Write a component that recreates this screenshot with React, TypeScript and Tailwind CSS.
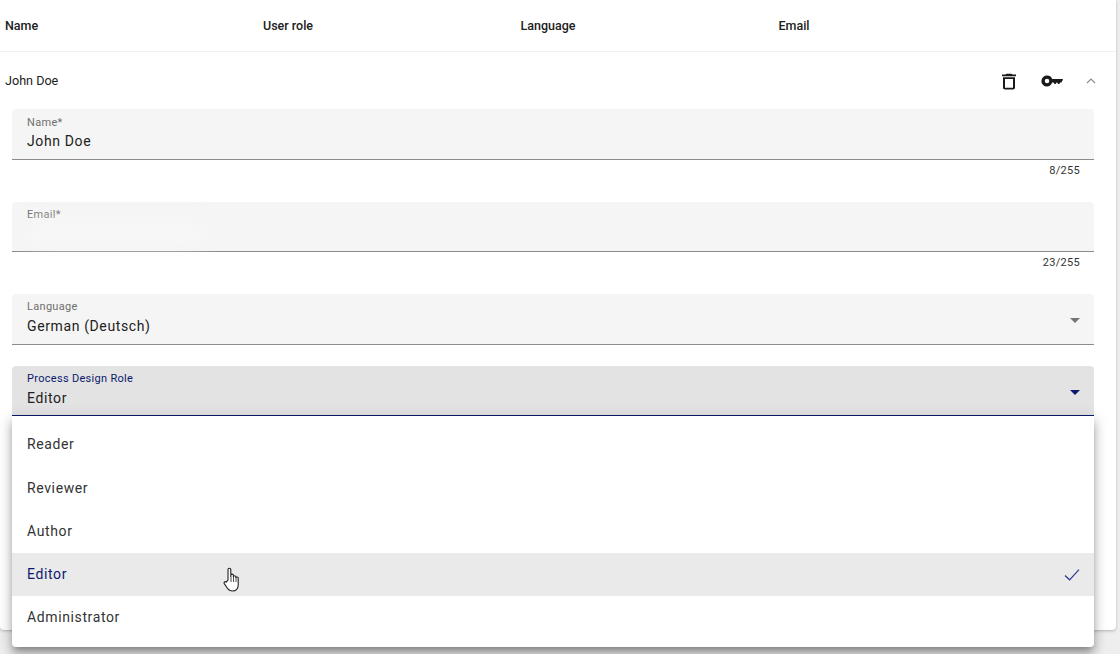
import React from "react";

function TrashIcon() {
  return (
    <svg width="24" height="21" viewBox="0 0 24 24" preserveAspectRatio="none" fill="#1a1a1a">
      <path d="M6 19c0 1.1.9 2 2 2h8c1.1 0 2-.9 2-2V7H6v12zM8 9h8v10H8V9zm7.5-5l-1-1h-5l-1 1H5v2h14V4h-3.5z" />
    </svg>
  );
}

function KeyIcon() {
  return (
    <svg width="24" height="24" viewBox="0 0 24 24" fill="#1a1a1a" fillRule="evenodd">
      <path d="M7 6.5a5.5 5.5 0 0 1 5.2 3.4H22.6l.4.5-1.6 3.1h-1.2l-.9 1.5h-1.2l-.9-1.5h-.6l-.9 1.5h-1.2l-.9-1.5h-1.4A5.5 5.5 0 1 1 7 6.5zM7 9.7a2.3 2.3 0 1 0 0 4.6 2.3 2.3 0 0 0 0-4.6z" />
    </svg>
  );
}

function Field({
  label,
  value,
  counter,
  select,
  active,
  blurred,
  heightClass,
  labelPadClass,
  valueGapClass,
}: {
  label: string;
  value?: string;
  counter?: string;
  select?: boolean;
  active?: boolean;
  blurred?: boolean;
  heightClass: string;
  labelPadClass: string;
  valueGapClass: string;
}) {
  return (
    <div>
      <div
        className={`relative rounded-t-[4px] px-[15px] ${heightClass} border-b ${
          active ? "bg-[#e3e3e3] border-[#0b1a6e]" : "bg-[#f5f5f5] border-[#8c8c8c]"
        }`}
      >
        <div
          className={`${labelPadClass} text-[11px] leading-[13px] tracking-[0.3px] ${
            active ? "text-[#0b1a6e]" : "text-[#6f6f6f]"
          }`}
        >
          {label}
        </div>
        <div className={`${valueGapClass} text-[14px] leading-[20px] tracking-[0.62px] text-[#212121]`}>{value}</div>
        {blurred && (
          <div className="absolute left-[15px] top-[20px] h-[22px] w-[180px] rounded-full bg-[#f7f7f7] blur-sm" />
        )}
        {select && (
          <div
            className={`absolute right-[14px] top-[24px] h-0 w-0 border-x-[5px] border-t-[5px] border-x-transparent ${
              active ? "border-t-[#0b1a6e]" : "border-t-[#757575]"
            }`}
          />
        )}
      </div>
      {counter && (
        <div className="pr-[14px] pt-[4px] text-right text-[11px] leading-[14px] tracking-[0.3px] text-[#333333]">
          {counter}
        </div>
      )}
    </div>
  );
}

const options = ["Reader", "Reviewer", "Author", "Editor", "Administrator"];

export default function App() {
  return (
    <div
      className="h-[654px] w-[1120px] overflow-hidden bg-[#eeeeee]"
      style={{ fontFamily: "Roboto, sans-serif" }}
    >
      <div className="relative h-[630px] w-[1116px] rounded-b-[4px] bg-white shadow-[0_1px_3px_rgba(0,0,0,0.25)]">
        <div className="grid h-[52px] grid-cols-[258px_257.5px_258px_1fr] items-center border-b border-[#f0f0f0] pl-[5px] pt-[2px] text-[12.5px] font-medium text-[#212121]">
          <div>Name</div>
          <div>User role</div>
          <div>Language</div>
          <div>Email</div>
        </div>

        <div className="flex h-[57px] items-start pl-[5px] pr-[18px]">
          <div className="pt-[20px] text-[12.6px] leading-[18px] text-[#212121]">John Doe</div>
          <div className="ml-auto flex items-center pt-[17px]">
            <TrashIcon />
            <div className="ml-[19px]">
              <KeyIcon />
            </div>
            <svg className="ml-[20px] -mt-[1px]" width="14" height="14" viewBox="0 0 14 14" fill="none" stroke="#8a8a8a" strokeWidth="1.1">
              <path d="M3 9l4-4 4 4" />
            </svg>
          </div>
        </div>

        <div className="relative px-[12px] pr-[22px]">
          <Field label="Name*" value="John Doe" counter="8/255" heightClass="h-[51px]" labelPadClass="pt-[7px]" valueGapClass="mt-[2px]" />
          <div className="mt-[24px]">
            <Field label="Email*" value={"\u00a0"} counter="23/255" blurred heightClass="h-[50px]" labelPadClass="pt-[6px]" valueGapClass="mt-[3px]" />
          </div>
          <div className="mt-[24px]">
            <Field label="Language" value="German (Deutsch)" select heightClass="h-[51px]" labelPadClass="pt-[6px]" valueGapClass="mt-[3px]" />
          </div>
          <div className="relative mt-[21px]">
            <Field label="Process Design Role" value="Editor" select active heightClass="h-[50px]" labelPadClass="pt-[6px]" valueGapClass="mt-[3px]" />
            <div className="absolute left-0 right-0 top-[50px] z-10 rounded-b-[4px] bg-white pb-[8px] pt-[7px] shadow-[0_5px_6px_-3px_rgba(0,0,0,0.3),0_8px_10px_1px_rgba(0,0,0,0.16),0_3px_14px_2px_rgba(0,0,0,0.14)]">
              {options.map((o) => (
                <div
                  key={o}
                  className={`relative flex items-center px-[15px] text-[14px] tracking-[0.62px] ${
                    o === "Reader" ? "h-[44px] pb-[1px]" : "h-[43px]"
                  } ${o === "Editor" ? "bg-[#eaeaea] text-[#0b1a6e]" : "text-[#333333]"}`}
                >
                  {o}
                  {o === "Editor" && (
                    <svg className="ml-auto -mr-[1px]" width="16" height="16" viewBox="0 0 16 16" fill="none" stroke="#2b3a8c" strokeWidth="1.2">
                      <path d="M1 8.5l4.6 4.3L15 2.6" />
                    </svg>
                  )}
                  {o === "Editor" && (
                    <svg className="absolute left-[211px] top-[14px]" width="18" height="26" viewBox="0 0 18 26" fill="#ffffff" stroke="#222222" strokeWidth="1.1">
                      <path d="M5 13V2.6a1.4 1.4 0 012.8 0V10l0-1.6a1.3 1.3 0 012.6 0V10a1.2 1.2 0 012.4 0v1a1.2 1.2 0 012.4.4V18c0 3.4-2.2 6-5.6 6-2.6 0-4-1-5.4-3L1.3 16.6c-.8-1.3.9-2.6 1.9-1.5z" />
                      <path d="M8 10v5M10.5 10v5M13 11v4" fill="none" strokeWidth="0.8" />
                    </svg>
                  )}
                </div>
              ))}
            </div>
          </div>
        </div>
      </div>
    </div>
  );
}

----

Lines containing the string "React" are to be selected and copied.

▶ CORRECT ANSWER:
Write a component that recreates this screenshot with React, TypeScript and Tailwind CSS.
import React from "react";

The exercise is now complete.